→ **Challenge**: Go through the listing and copy each line with the string "this".

→ **The records**:
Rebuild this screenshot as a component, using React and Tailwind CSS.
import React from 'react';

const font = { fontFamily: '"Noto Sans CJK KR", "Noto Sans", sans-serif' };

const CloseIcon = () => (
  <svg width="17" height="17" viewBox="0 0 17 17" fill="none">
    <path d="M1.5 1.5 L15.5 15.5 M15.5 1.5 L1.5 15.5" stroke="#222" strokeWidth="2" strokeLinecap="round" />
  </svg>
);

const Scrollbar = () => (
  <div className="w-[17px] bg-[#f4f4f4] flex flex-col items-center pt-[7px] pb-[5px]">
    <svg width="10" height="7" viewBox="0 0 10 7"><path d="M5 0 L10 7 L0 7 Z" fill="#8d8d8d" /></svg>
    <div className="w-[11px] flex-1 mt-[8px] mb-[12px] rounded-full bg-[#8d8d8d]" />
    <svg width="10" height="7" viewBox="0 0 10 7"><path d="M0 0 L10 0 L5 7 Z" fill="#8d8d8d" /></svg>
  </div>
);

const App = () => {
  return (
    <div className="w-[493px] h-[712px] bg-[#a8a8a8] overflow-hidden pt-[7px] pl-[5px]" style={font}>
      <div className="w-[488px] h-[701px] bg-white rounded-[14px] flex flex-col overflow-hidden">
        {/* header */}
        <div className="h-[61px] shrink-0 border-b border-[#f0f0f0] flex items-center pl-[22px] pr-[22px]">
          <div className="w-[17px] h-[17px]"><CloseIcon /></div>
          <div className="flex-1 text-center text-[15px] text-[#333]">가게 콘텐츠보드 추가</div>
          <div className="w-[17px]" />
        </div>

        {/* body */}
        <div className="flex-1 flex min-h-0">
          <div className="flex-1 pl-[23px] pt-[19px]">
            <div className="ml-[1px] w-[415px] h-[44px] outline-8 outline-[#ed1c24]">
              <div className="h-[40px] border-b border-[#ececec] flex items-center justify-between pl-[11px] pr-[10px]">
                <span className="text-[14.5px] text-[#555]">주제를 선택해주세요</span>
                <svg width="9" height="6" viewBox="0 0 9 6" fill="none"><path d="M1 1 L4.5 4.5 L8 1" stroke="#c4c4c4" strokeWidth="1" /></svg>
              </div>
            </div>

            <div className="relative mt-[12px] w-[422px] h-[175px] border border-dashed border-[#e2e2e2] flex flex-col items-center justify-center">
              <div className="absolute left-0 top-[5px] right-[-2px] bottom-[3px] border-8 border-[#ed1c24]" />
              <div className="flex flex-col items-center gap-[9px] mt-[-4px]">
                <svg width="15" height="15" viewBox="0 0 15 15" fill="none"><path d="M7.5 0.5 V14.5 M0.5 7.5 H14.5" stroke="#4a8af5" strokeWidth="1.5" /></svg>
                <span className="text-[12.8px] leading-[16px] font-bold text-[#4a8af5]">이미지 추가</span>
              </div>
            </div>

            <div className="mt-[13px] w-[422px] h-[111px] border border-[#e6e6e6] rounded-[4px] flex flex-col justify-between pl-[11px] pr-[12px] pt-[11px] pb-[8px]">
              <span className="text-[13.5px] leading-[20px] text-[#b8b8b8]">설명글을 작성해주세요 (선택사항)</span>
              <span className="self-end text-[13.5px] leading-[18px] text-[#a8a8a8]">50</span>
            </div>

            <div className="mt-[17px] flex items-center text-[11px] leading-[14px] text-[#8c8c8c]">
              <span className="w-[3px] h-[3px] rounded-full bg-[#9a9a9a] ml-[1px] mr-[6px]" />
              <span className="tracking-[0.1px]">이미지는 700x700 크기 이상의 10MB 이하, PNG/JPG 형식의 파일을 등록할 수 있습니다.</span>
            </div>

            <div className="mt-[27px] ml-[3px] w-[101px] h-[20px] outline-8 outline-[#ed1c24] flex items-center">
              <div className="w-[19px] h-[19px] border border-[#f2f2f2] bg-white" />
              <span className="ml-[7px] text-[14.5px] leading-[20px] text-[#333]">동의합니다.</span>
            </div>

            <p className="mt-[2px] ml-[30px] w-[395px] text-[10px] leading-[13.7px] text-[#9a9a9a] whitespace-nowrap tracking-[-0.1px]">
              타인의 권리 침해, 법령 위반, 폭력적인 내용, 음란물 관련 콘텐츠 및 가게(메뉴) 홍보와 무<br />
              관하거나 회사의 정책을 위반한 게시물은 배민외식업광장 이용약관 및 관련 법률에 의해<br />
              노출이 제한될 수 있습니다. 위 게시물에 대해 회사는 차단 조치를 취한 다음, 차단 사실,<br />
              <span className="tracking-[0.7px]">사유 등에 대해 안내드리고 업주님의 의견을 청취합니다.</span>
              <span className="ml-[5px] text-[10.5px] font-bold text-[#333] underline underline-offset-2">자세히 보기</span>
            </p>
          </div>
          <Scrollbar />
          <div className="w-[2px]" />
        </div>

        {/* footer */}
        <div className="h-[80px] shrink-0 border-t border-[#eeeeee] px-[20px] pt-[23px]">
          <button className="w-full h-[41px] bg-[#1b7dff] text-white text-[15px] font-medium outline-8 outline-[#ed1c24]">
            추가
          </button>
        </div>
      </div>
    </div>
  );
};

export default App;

---

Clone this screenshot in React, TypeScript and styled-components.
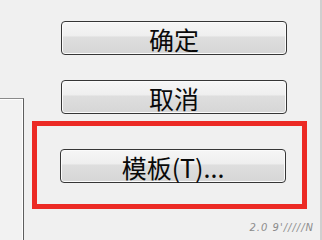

==

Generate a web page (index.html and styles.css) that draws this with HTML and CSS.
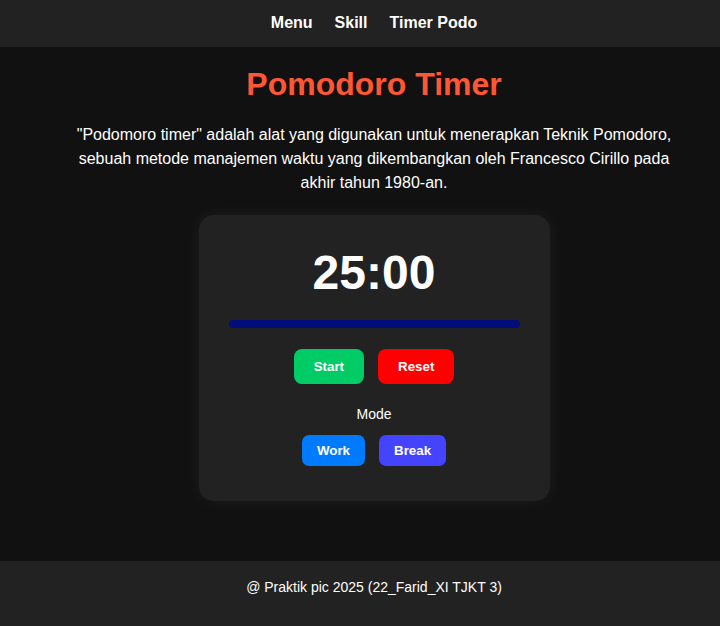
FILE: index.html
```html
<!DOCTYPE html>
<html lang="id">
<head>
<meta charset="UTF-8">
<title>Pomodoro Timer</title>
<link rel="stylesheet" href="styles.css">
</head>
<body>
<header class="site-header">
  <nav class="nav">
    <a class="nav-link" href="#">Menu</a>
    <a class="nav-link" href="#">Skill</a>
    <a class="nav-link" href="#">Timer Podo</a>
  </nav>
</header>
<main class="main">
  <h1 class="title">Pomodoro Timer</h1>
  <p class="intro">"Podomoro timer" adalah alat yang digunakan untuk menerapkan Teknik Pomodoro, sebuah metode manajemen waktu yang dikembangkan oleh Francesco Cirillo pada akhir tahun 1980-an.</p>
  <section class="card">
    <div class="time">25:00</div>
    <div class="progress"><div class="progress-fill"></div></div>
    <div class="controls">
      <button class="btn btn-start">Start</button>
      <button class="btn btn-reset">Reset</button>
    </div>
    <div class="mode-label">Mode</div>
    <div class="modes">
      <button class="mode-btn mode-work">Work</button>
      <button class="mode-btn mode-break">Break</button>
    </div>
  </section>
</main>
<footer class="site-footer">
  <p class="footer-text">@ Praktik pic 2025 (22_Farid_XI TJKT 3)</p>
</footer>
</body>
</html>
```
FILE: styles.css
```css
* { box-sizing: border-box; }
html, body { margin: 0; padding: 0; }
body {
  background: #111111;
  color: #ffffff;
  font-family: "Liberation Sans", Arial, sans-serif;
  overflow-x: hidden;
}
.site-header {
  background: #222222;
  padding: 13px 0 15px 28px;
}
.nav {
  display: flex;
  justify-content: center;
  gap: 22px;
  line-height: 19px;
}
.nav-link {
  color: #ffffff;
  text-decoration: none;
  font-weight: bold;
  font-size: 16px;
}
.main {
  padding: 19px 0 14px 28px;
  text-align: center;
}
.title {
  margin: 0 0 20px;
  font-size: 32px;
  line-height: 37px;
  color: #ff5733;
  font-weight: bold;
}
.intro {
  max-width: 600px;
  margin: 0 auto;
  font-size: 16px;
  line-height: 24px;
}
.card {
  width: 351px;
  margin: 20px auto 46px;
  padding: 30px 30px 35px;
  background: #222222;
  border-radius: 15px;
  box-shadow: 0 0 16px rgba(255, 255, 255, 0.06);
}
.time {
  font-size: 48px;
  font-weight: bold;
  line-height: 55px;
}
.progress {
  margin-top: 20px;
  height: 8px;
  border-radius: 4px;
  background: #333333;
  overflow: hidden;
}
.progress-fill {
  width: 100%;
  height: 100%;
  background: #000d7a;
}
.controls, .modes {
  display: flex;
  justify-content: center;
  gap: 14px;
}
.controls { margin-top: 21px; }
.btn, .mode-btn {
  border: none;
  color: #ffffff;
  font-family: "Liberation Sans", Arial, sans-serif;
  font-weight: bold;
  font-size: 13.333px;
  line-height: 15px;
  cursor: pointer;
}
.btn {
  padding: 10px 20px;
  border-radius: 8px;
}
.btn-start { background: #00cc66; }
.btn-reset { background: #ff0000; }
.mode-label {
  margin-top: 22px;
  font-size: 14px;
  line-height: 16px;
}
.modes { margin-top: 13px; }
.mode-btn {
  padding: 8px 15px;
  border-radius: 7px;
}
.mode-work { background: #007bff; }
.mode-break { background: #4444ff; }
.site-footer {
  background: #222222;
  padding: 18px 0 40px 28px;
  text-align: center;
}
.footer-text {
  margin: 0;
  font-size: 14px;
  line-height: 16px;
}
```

→ **Response**:
Rebuild this screenshot as a component, using React and Tailwind CSS.
Clone this screenshot in React, TypeScript and styled-components.
Generate a web page (index.html and styles.css) that draws this with HTML and CSS.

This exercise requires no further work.